Yetimler; toplum içinde boynu büküklerdir. Onlar topluma Allah'ın bir emanetidir. Yetimleri eğitip yetiştirmek ve onların toplumda yararlı insanlar olmasına çalışmak, bizlerin görevleridir...

 

Tarihçi Prof. Mehmet Çelik’ten Ülke TV ekranlarında dinledim. Ünlü dünya boks şampiyonu Muhammed ali İngiltere Kraliçesinin daveti üzerine İngiltere’ye gider. Kaldıkları otelin iki katını Muhammed Ali ve ekibine ayırırlar. Türkiye’den de iki kişi aynı otelde kalmaktadır. Şampiyonun geldiğini öğrenince otel görevlilerine görüşme taleplerini iletirler. Görevliler yalvarıp yakarmalara karşın kessin talimat var görüşemezsiniz der. Bizimkiler kâğıda bir not yazarlar ve hiç olmazsa bunu ulaştırın diye rica ederler. Bir saat sonra şampiyonun kendilerini beklediği haberini alırlar. Hemen güvenlik çemberinden geçerek odaya çıkarlar ve Muhammed Ali ile tokalaşıp sarılırlar. Şampiyon hıçkıra hıçkıra ağlamaya başlar. Aradan beş on dakika geçmiştir. Tekrar ağlamaya başlar bir müddet sonra bizimkiler özür dileriz. Yanlış bir şey mi yaptık diye sorar ve tedirgin olurlar.
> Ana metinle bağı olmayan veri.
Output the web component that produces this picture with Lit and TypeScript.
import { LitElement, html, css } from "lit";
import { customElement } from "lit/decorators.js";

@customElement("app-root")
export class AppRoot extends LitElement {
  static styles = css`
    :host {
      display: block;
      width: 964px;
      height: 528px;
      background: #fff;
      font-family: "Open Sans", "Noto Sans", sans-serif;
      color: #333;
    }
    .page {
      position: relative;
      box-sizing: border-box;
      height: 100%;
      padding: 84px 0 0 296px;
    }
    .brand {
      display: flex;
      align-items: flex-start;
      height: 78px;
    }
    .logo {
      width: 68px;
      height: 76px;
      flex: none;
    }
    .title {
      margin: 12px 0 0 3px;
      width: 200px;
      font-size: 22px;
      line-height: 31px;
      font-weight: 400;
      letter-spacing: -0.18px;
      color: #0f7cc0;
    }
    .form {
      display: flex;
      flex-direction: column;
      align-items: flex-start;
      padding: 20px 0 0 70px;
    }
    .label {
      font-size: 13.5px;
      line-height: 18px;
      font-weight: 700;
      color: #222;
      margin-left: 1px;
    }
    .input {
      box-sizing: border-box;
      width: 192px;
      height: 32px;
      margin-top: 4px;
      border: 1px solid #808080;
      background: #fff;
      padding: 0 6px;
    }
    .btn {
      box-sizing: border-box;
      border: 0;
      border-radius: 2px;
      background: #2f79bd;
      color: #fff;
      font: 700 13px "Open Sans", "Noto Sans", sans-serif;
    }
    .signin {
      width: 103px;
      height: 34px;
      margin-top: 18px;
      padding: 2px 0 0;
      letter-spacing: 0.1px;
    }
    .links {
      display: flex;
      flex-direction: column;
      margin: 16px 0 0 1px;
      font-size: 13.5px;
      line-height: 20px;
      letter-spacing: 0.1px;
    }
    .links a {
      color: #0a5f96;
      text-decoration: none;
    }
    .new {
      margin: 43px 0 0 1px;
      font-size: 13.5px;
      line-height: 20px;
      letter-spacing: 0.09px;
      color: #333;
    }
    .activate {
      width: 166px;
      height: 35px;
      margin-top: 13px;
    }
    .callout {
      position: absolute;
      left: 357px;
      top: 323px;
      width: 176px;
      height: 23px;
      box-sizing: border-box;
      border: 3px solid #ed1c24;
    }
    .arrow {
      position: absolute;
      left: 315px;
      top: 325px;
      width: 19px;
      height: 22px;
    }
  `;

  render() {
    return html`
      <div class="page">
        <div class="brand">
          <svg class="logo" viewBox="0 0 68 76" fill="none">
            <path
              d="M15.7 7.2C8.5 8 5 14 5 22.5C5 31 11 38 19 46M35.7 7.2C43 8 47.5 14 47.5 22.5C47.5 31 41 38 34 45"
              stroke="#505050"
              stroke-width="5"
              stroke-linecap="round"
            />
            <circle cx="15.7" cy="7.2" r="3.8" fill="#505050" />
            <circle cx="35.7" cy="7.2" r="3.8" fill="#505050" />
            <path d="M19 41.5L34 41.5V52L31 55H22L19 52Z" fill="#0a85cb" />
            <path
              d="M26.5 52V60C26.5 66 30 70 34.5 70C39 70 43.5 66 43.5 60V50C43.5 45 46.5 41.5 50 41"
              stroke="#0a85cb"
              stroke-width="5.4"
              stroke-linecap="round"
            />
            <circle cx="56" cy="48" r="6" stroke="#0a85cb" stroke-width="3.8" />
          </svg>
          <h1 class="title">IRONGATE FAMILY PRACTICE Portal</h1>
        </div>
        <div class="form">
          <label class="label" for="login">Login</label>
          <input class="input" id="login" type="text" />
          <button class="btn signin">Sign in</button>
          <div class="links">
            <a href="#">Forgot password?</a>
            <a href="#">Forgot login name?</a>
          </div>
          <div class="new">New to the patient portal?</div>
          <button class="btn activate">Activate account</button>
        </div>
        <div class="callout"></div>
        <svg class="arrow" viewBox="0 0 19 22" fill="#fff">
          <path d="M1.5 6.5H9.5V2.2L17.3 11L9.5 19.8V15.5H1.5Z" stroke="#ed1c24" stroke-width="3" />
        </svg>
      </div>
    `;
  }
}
Muhammed Ali derin bir nefes alır ve zor bir şekilde konuşarak hayır der bilakis çok memnun oldum. Ben dünya şampiyonu olmama rağmen ilk defa beyaz adam benim boynuma sarıldı der.

Yani sıvazlanacak çok baş ve dokunacak çok insan var çevremizde

Unutma!!! Yetim Gülerse Dünya Güler.

 Yardımsever dostlarımızın emanetlerini bizzat giderek Hatay Reyhanlı’ya ulaştırdık. Reyhanlı'da günde 170 bin, Kilis'te 120 bin kapasiteli fırın aralıksız çalışıyor.  Paylaşma ve yardımlaşmanın insanlarını birbirine yaklaştığını, insanlar arasında sevgi, saygı ve kaynaşmayı sağladığını gördük. Yapılacak çok iş olduğunu, dokunulacak çok yürek olduğunu, bizzat şahit olduk. Devletimiz ve STK’lar ihtiyaç sahiplerine güç veriyor. Bir kez daha milletimizin, Müslümanların yanında olduğunu gördük. Batılıların her şeyi maddiyat olarak görmelerine karşın, milletimizin yardım severliği göz yaşattı. Çevremizdeki duyarlı insanların bizleri bu güzel yardımlaşma kampanyasına aracı yaptıkları için teşekkür ederim.